Revenues for the company’s parks and resorts division in the three months to April 2 grew by 4% to $3.9 billion to give a 10% rise in operating income to $624 million.
“Operating income growth for the quarter was due to an increase at our domestic operations, partially offset by a decrease at our international operations,” Disney said.
“Higher operating income at our domestic operations was due to guest spending growth, partially offset by higher costs.
“The increase in guest spending was due to higher average ticket prices at our theme parks and cruise line, increased food, beverage and merchandise spending and higher average hotel room rates.”
Cost increases were due to labour and other cost inflation and higher depreciation associated with new attractions, the company added.
“Attendance at our domestic theme parks was relatively flat, as an increase at Disneyland Resort was offset by a modest decrease at Walt Disney World Resort.

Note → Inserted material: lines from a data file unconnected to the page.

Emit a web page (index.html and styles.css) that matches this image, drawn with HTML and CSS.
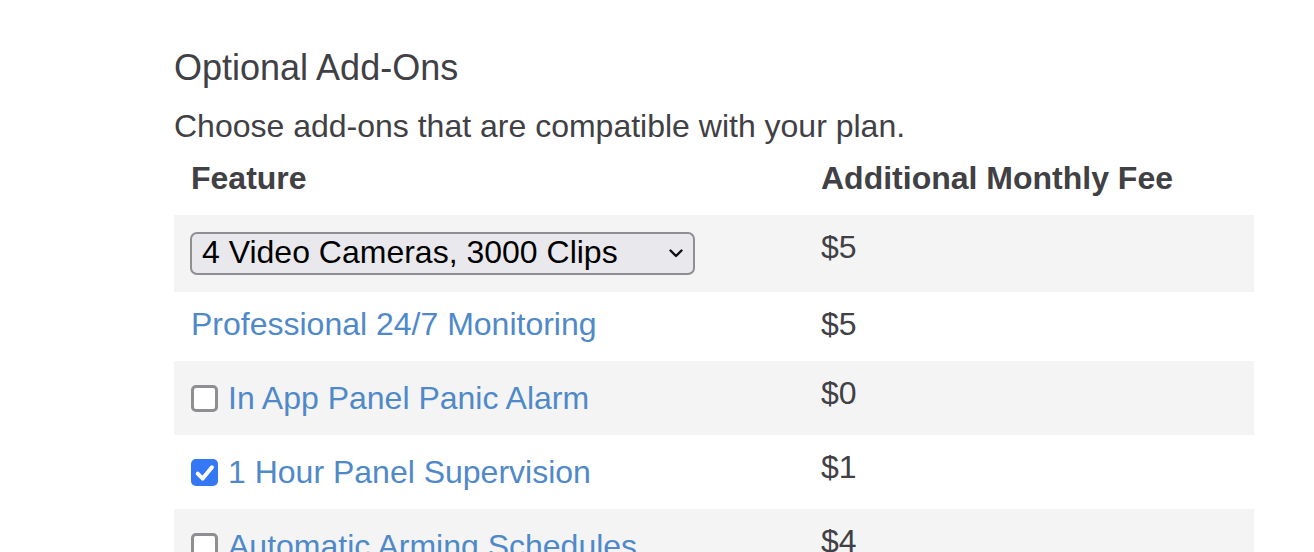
FILE: index.html
```html
<!DOCTYPE html>
<html>
<head>
<meta charset="utf-8">
<link rel="stylesheet" href="styles.css">
</head>
<body>
<div class="page">
  <h2 class="title">Optional Add-Ons</h2>
  <p class="subtitle">Choose add-ons that are compatible with your plan.</p>
  <table class="addons">
    <thead>
      <tr><th class="feat">Feature</th><th class="fee">Additional Monthly Fee</th></tr>
    </thead>
    <tbody>
      <tr class="alt">
        <td class="feat sel"><div class="select"><span class="opt">4 Video Cameras, 3000 Clips</span><svg class="chev" viewBox="0 0 14 9" width="14" height="9"><path d="M1.5 1.5 L7 7 L12.5 1.5" fill="none" stroke="#111" stroke-width="2.4" stroke-linecap="round" stroke-linejoin="round"/></svg></div></td>
        <td class="fee">$5</td>
      </tr>
      <tr>
        <td class="feat"><a class="link">Professional 24/7 Monitoring</a></td>
        <td class="fee">$5</td>
      </tr>
      <tr class="alt">
        <td class="feat chk"><span class="box"></span><a class="link">In App Panel Panic Alarm</a></td>
        <td class="fee">$0</td>
      </tr>
      <tr>
        <td class="feat chk"><span class="box checked"><svg viewBox="0 0 24 24" width="27" height="27"><path d="M6 13 L10.4 17.4 L18.6 7.4" fill="none" stroke="#fff" stroke-width="3.6" stroke-linecap="round" stroke-linejoin="round"/></svg></span><a class="link">1 Hour Panel Supervision</a></td>
        <td class="fee">$1</td>
      </tr>
      <tr class="alt">
        <td class="feat chk"><span class="box"></span><a class="link">Automatic Arming Schedules</a></td>
        <td class="fee">$4</td>
      </tr>
    </tbody>
  </table>
</div>
</body>
</html>
```
FILE: styles.css
```css
html, body { margin: 0; padding: 0; background: #fff; }
body { font-family: "Liberation Sans", Arial, sans-serif; color: #404045; }
.page { padding: 47px 0 0 174px; width: 1080px; }
.title { font-size: 36px; font-weight: normal; margin: 0 0 19px 0; line-height: 42px; }
.subtitle { font-size: 32px; margin: 0 0 8px 0; line-height: 37px; }
.addons { border-collapse: collapse; width: 1080px; font-size: 32px; }
.addons th { text-align: left; font-weight: bold; padding: 7px 17px 18px; line-height: 37px; }
.addons td { vertical-align: top; padding: 14px 17px 18px; line-height: 37px; }
.addons td.sel { padding: 17px 17px 17px 16px; }
.addons td.chk { padding-top: 19px; }
th.feat, td.feat { width: 596px; }
tr.alt td { background: #f4f4f4; }
.link { color: #4f89c9; }
td.feat { white-space: nowrap; }
.select { display: flex; align-items: center; justify-content: space-between; box-sizing: border-box; width: 505px; height: 43px; border: 2px solid #8e8e93; border-radius: 7px; background: #e9e9ed; color: #000; padding: 0 10px 0 10px; font-size: 32px; line-height: 38px; }
.opt { margin-bottom: 4px; }
.chev { flex: none; }
.box { display: inline-block; box-sizing: border-box; width: 27px; height: 27px; border: 3.5px solid #8e8e93; border-radius: 5px; background: #fff; vertical-align: -3px; margin-right: 10px; }
.box.checked { background: #3478f6; border: none; }
.box.checked svg { display: block; }
```
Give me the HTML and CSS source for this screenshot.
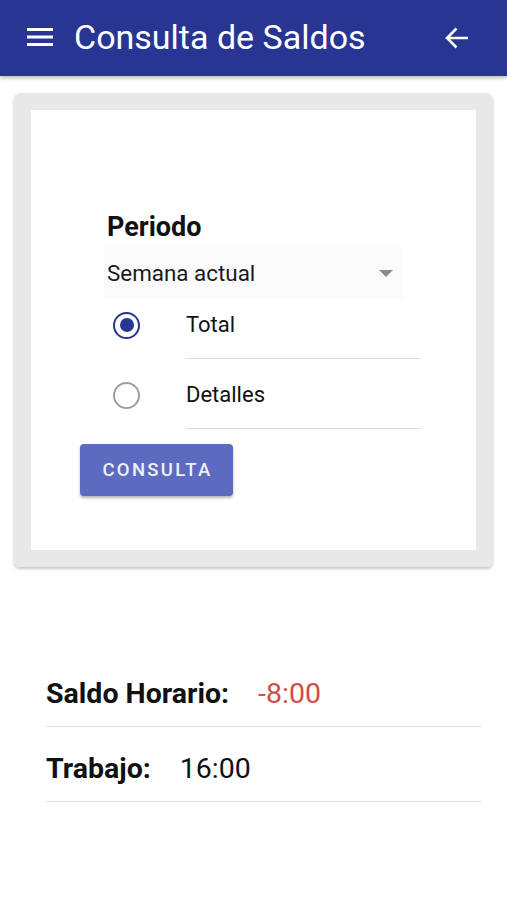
FILE: index.html
```html
<!DOCTYPE html>
<html lang="es">
<head>
<meta charset="utf-8">
<title>Consulta de Saldos</title>
<link rel="stylesheet" href="styles.css">
</head>
<body>
<header class="appbar">
  <svg class="menu-icon" width="26" height="20" viewBox="0 0 26 20" aria-hidden="true">
    <rect x="0" y="1" width="26" height="3" fill="#fff"/>
    <rect x="0" y="8.5" width="26" height="3" fill="#fff"/>
    <rect x="0" y="16" width="26" height="3" fill="#fff"/>
  </svg>
  <h1 class="title">Consulta de Saldos</h1>
  <svg class="back-icon" width="24" height="22" viewBox="0 0 24 22" aria-hidden="true">
    <path d="M23 11H2.5M11.5 1.5L2 11l9.5 9.5" fill="none" stroke="#fff" stroke-width="2.6"/>
  </svg>
</header>

<main class="content">
  <section class="card">
    <div class="card-inner">
      <h2 class="field-label">Periodo</h2>
      <div class="select">
        <span class="select-value">Semana actual</span>
        <span class="select-caret"></span>
      </div>
      <ul class="radio-list">
        <li class="radio-row">
          <span class="radio radio-on"><span class="radio-dot"></span></span>
          <span class="radio-label">Total</span>
        </li>
        <li class="radio-row">
          <span class="radio"></span>
          <span class="radio-label">Detalles</span>
        </li>
      </ul>
      <button class="btn">CONSULTA</button>
    </div>
  </section>

  <section class="results">
    <div class="result-row">
      <span class="result-key">Saldo Horario:</span>
      <span class="result-val negative">-8:00</span>
    </div>
    <div class="result-row">
      <span class="result-key">Trabajo:</span>
      <span class="result-val">16:00</span>
    </div>
  </section>
</main>
</body>
</html>
```

FILE: styles.css
```css
* { box-sizing: border-box; }

html, body {
  margin: 0;
  padding: 0;
  background: #ffffff;
  font-family: Roboto, "Noto Sans", "Liberation Sans", sans-serif;
  color: #111;
}

.appbar {
  height: 76px;
  background: #283593;
  display: flex;
  align-items: center;
  padding: 0 38px 0 27px;
  box-shadow: 0 2px 4px rgba(0, 0, 0, 0.28);
  position: relative;
  z-index: 1;
}

.menu-icon { flex: none; margin-right: 21px; margin-top: -2px; }

.title {
  margin: 0;
  color: #fff;
  font-weight: 400;
  font-size: 34px;
  line-height: 40px;
  margin-top: -2px;
}

.back-icon { margin-left: auto; flex: none; }

.content {
  padding: 17px 14px 0;
}

.card {
  border: 17px solid #e8e8e8;
  border-radius: 6px;
  box-shadow: 0 2px 3px rgba(0, 0, 0, 0.22);
  height: 474px;
}

.card-inner {
  background: #fff;
  height: 100%;
  padding: 104px 0 0 76px;
}

.field-label {
  margin: 0;
  font-size: 27px;
  font-weight: 700;
  line-height: 26px;
}

.select {
  margin: 7px 0 0 -3px;
  width: 299px;
  height: 52px;
  background: #fafafa;
  border-radius: 4px;
  display: flex;
  align-items: center;
  padding: 0 5px 0 3px;
}

.select-value {
  font-size: 22.4px;
  color: #1a1a1a;
}

.select-caret {
  margin-left: auto;
  margin-right: 5px;
  width: 0;
  height: 0;
  border-left: 7px solid transparent;
  border-right: 7px solid transparent;
  border-top: 7px solid #8a8a8a;
}

.radio-list {
  list-style: none;
  margin: -10px 0 0;
  padding: 0;
}

.radio-row {
  display: flex;
  align-items: center;
  height: 70px;
}

.radio {
  flex: none;
  width: 27px;
  height: 27px;
  margin-left: 6px;
  margin-right: 46px;
  border: 2.5px solid #9e9e9e;
  border-radius: 50%;
  display: flex;
  align-items: center;
  justify-content: center;
  margin-top: 2px;
}

.radio-on { border-color: #283593; }

.radio-dot {
  width: 14px;
  height: 14px;
  border-radius: 50%;
  background: #283593;
}

.radio-label {
  width: 235px;
  height: 70px;
  padding-top: 24px;
  line-height: 24px;
  font-size: 22px;
  border-bottom: 1px solid #dcdcdc;
}

.btn {
  margin: 15px 0 0 -27px;
  width: 153px;
  height: 52px;
  border: none;
  border-radius: 4px;
  background: #5c6bc0;
  color: #eef0fa;
  font-family: Roboto, "Noto Sans", "Liberation Sans", sans-serif;
  font-size: 18.5px;
  font-weight: 500;
  letter-spacing: 2.3px;
  box-shadow: 0 2px 3px rgba(0, 0, 0, 0.3);
  padding: 0 0 0 2px;
}

.results {
  margin: 85px 12px 0 32px;
}

.result-row {
  display: flex;
  align-items: center;
  height: 75px;
  border-bottom: 1px solid #dedede;
  padding-top: 8px;
}

.result-key {
  font-size: 28.5px;
  font-weight: 700;
}

.result-row:first-child .result-key { margin-right: 29px; }
.result-row:nth-child(2) .result-key { margin-right: 29px; }

.result-val {
  font-size: 28.5px;
}

.negative { color: #d14b4b; }
```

“Lower operating income at our international operations was due to higher pre-opening expenses at Shanghai Disney Resort, increased operating costs at Disneyland Paris and lower volume at Hong Kong Disneyland Resort, partially offset by higher guest spending at Disneyland Paris.”
The resort in China is due to open on June 16.
The overall Walt Disney Company saw quarterly profits rise by $35 million year-on-year to $2.1 billion – the 11th consecutive quarter of double digit growth in adjusted earnings per share, according to chairman and chief executive Robert Iger.
He cited an “unprecedented winning streak at the box office” by film-making arm Studio Entertainment thanks to the strong performance of the latest Star Wars blockbuster and Zootopia.
This “underscores the incredible appeal of our branded content, which we continue to leverage across the entire company to drive significant value,” Iger added.